Eine Koalition ist diesmal wohl vom Tisch, aber Schwarz-Grün wird salonfähig

Höflich sind sie zueinander, die Schwarzen und die Grünen. Dass Claudia Roth ein Gespräch mit Edmund Stoiber angenehm nennt – wer hätte das gedacht, als sie vor 20 Jahren die Protestband „Ton Steine Scherben“ managte und der Strauß-Vertraute das „blonde Fallbeil“ gab. Für dieses Mal haben Union und Grüne eine Zusammenarbeit verworfen und die Jamaika-Variante vorerst abgeräumt. Gegensätze stellen sie heraus, nicht Gemeinsamkeiten.

Dennoch war es ein, ja, historisches Treffen. Erstmals stand Schwarz-Grün auf Bundesebene offiziell zur Debatte, und nun kann diese Konstellation irgendwann einmal regieren. Stoiber stellt mögliche Vorläufer von Schwarz-Grün „in dem einen oder anderen Land“ in Aussicht, Angela Merkel hält die Tür „ausdrücklich offen“. Selbst Joschka Fischer empfiehlt seiner Partei zum Abschied eine vorsichtige Öffnung zum bürgerlichen Lager. Der Weg ist vorgezeichnet. Auch Rot-Grün hat nicht oben, sondern unten und ganz mühsam angefangen, zum Beispiel in Hessen mit Fischer. Schwarz-Grün regiert heute schon in einigen Kommunen, der nächste Schritt wird die Regierungsbeteiligung in einem Bundesland sein. Baden-Württemberg vielleicht. Wer weiß? Sondierungen hatte es dort schon gegeben.

Personell, kulturell, programmatisch passe man nicht zusammen, heißt es. Doch die Personen werden sich finden, und die Kulturen sind vielleicht am Ende doch nicht so verschieden. Es waren vor allem die Bürgersöhne und -töchter, die sich einst den Grünen zuwandten, und heute sind sie nicht weniger bürgerlich und etabliert als viele in CDU und FDP. Die Milieus sind durcheinander geraten. Ein Punk kann FDP wählen, ein Oberstudienrat grün. Die Ökologie ist längst in der Mitte angekommen.

Und die Volksparteien haben an Bindungskraft verloren. Große Koalitionen werden so wahrscheinlicher, aber auf mittlere Sicht eben auch bisher wenig vertraute Modelle. Das Wahlvolk ist weiter als die Politik. Mehrere Umfragen sehen Schwarz-Gelb–Grün als die zweitliebste Regierungsvariante der Deutschen, in einer Umfrage liegt sie sogar deutlich vorn.

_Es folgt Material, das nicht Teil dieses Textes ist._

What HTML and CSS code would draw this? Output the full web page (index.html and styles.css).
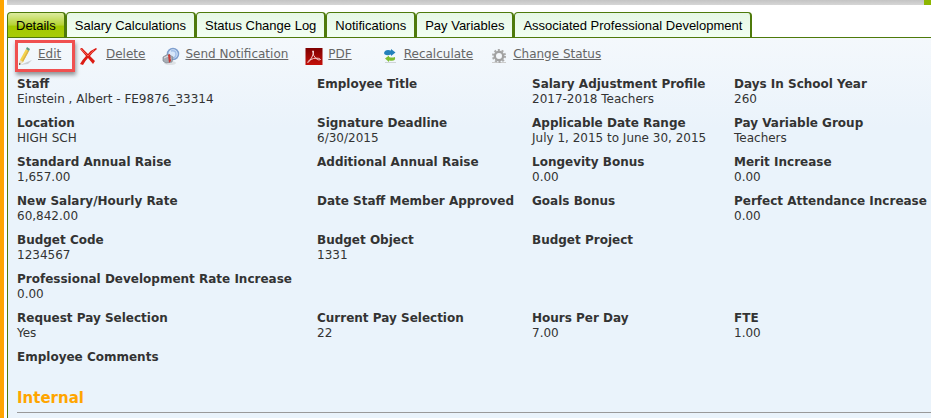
FILE: index.html
```
<!DOCTYPE html>
<html lang="en">
<head>
    <meta charset="UTF-8">
    <meta name="viewport" content="width=device-width, initial-scale=1.0">
    <title>Salary Details</title>
    <link rel="stylesheet" href="styles.css">
</head>
<body>
    <div class="topbar"></div>

    <nav class="tabs">
        <button type="button" class="tab active">Details</button>
        <button type="button" class="tab">Salary Calculations</button>
        <button type="button" class="tab">Status Change Log</button>
        <button type="button" class="tab">Notifications</button>
        <button type="button" class="tab">Pay Variables</button>
        <button type="button" class="tab">Associated Professional Development</button>
    </nav>

    <main class="panel">
        <div class="toolbar">
            <a href="#edit" class="action highlight">
                <svg width="18" height="20" viewBox="0 0 18 20">
                    <path d="M2 19 L14 14 L10 18 Z" fill="#ccd0d3"/>
                    <path d="M2 14 L8 3 L11 5 L5 16 L1 19 Z" fill="#f4d34c"/>
                    <path d="M4 15 L10 4 L11 5 L5 16 Z" fill="#d9b04a"/>
                    <path d="M1 19 L2 14 L5 16 Z" fill="#eadfc8"/>
                    <path d="M1 19 L1 17 L3 18 Z" fill="#444"/>
                    <path d="M8 3 L9 1 L12 3 L11 5 Z" fill="#5f9a82"/>
                </svg>
                <span>Edit</span>
            </a>
            <a href="#delete" class="action delete">
                <svg width="18" height="18" viewBox="0 0 18 18">
                    <path d="M1 2 Q3 0 4 2 L9 7 Q12 3 17 1 L18 2 Q13 6 11 9 L16 14 L14 17 L9 11 Q6 14 4 18 L1 17 Q4 12 7 9 Z" fill="#dc1b13"/>
                    <path d="M2 2 L9 9 L15 3" fill="none" stroke="#f25b4f"/>
                </svg>
                <span>Delete</span>
            </a>
            <a href="#notify" class="action">
                <svg width="18" height="18" viewBox="0 0 18 18">
                    <ellipse cx="8" cy="16" rx="6" ry="2" fill="#dde1e5"/>
                    <circle cx="11" cy="7" r="5.5" fill="#d6e6fa" stroke="#7f9fce" stroke-width="1.5"/>
                    <path d="M9 4 Q14 3 14 7 Q14 11 10 11" fill="none" stroke="#a3c0e8" stroke-width="1.5"/>
                    <path d="M1 10 L6 7 L11 10 L10 15 L4 16 L1 14 Z" fill="#a7adb5" stroke="#7d858f" stroke-width=".7"/>
                    <path d="M2 11 L6 9 L9 12" fill="none" stroke="#e3e6ea"/>
                    <path d="M6 8 L8 7 L9 14 L7 16 Z" fill="#c83a35"/>
                </svg>
                <span>Send Notification</span>
            </a>
            <a href="#pdf" class="action">
                <svg width="17" height="17" viewBox="0 0 17 17">
                    <defs>
                        <linearGradient id="pdf-red" x1="0" y1="0" x2="0" y2="1">
                            <stop offset="0" stop-color="#7e0000"/>
                            <stop offset="1" stop-color="#c4100a"/>
                        </linearGradient>
                    </defs>
                    <rect width="17" height="17" fill="url(#pdf-red)"/>
                    <path d="M7 3 Q8.500 2 8 5 Q7 9 4 13 Q2 15.500 2 14 Q3 12 8 10.500 Q14 9.500 15 11.500 Q14 13 10.500 10.500 Q7.500 8 7 3 Z" fill="none" stroke="#f7dddb" stroke-width=".9"/>
                </svg>
                <span>PDF</span>
            </a>
            <a href="#recalculate" class="action spaced">
                <svg width="14" height="16" viewBox="0 0 14 16">
                    <path d="M2 14 H13 V15 H2 Z" fill="#cfd4d8"/>
                    <path d="M1 5 Q2 1 8 2.500 L8 1 L12.500 4.500 L8 8 L8 6.500 Q5 7.500 3 7 Q1 6.500 1 5 Z" fill="#2380bb"/>
                    <path d="M12 9 Q13 14 6 12.500 L6 14 L2 10.500 L6 7.500 L6 9 Q9 10 12 9 Z" fill="#7fbd31"/>
                </svg>
                <span>Recalculate</span>
            </a>
            <a href="#status" class="action">
                <svg width="16" height="16" viewBox="0 0 16 16">
                    <path d="M1 14 H15 V15 H1 Z" fill="#ccc"/>
                    <circle cx="8" cy="8" r="6" fill="none" stroke="#aaa" stroke-width="2" stroke-dasharray="2 1.770"/>
                    <circle cx="8" cy="8" r="4.200" fill="#f4f7fa" stroke="#a2a2a2" stroke-width="2.400"/>
                </svg>
                <span>Change Status</span>
            </a>
        </div>

        <dl class="details">
            <div><dt>Staff</dt><dd>Einstein , Albert - FE9876_33314</dd></div>
            <div><dt>Employee Title</dt><dd></dd></div>
            <div><dt>Salary Adjustment Profile</dt><dd>2017-2018 Teachers</dd></div>
            <div><dt>Days In School Year</dt><dd>260</dd></div>

            <div><dt>Location</dt><dd>HIGH SCH</dd></div>
            <div><dt>Signature Deadline</dt><dd>6/30/2015</dd></div>
            <div><dt>Applicable Date Range</dt><dd>July 1, 2015 to June 30, 2015</dd></div>
            <div><dt>Pay Variable Group</dt><dd>Teachers</dd></div>

            <div><dt>Standard Annual Raise</dt><dd>1,657.00</dd></div>
            <div><dt>Additional Annual Raise</dt><dd></dd></div>
            <div><dt>Longevity Bonus</dt><dd>0.00</dd></div>
            <div><dt>Merit Increase</dt><dd>0.00</dd></div>

            <div><dt>New Salary/Hourly Rate</dt><dd>60,842.00</dd></div>
            <div><dt>Date Staff Member Approved</dt><dd></dd></div>
            <div><dt>Goals Bonus</dt><dd></dd></div>
            <div><dt>Perfect Attendance Increase</dt><dd>0.00</dd></div>

            <div><dt>Budget Code</dt><dd>1234567</dd></div>
            <div><dt>Budget Object</dt><dd>1331</dd></div>
            <div class="last"><dt>Budget Project</dt><dd></dd></div>

            <div class="full"><dt>Professional Development Rate Increase</dt><dd>0.00</dd></div>

            <div><dt>Request Pay Selection</dt><dd>Yes</dd></div>
            <div><dt>Current Pay Selection</dt><dd>22</dd></div>
            <div><dt>Hours Per Day</dt><dd>7.00</dd></div>
            <div><dt>FTE</dt><dd>1.00</dd></div>

            <div class="full"><dt>Employee Comments</dt><dd></dd></div>
        </dl>

        <h2>Internal</h2>
    </main>
</body>
</html>
```
FILE: styles.css
```
* {
    box-sizing: border-box;
}

body {
    margin: 0;
    min-height: 100vh;
    padding-left: 3px;
    border-left: 4px solid #ffa500;
    background-color: #fff;
    color: #333;
    font-family: Verdana, "DejaVu Sans", sans-serif;
    font-size: 12px;
    line-height: 15px;
    display: flex;
    flex-direction: column;
}

.topbar {
    height: 5px;
    background: linear-gradient(#c4c4c4, #d6d6d6);
    border-right: 7px solid #8db600;
}

.tabs {
    display: flex;
    padding-top: 7px;
}

.tab {
    height: 25px;
    padding: 0 8px;
    border: 1px solid #4e7a0b;
    border-right-width: 2px;
    border-bottom: 0;
    border-radius: 4px 4px 0 0;
    background: linear-gradient(#e6f7e6, #f2fff2);
    color: #000;
    font-family: Arial, "Liberation Sans", sans-serif;
    font-size: 13px;
    white-space: nowrap;
    cursor: pointer;
}

.tab.active {
    background: linear-gradient(#dceb9f, #b5d334 50%, #a2c800 55%, #a8cc08);
}

.panel {
    flex: 1;
    padding: 2px 0 4px 9px;
    border-top: 1px solid #4e7a0b;
    border-left: 1px solid #4e7a0b;
    background: linear-gradient(#f4f8fc, #eaf3fb 90px);
}

.toolbar {
    display: flex;
    height: 37px;
}

.action {
    display: flex;
    align-items: center;
    gap: 4px;
    height: 32px;
    margin-right: 16px;
    color: #666;
    white-space: nowrap;
}

.action svg {
    width: 20px;
}

.action span {
    padding-bottom: 4px;
}

.delete {
    gap: 8px;
}

.spaced {
    margin-left: 12px;
}

.highlight {
    gap: 2px;
    width: 60px;
    margin-left: -2px;
    margin-right: 3px;
    border: 3px solid #f05050;
    box-shadow: 1px 3px 4px rgba(0, 0, 0, 0.4);
}

.highlight svg {
    width: 18px;
}

.details {
    display: grid;
    grid-template-columns: 300fr 215fr 202fr 197fr;
    row-gap: 9px;
    margin: 0;
    white-space: nowrap;
}

.details dt {
    font-weight: bold;
}

.details dd {
    margin: 0;
    min-height: 15px;
}

.details .last {
    grid-column: 3 / 5;
}

.details .full {
    grid-column: 1 / 5;
}

h2 {
    margin: 9px 0 0;
    padding-bottom: 5px;
    border-bottom: 1px solid #999;
    color: #ffa500;
    font-size: 15px;
    line-height: 18px;
}
```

Wenn sich die Personen finden, werden sich Kulturen und Programme annähern. Grüne und FDP haben in der Rechts- und Innenpolitik viel gemein, Grüne und CDU manches in Umweltfragen, und Grüne und CSU hätten gegen den neoliberalen Geist der Merkel-CDU als Korrektiv gewirkt. Eine Haushaltspolitik aus einem Guss wäre möglich gewesen, in der Außenpolitik hätte man die Tradition von Genscher und Fischer beschworen. Der Ausstieg aus dem Atomausstieg, den die Atomlobby gar nicht fordert, und die Kopfpauschale, die viele Gesundheitsexperten skeptisch sehen, hätten vertagt werden können. Und es wäre ein Neuanfang gewesen: Deutschland, regiert von einer Frau, in einer Koalition jenseits des Lagerdenkens.

Damit hätten die Grünen ihre Basis verschreckt. Von einer Zerreißprobe wäre die Rede gewesen. Aber wahr ist auch: Davon hatten die Grünen schon viele; sie haben manche Häutung hinter sich. Hinter den Höflichkeiten schimmert eine veritable Perspektive auf.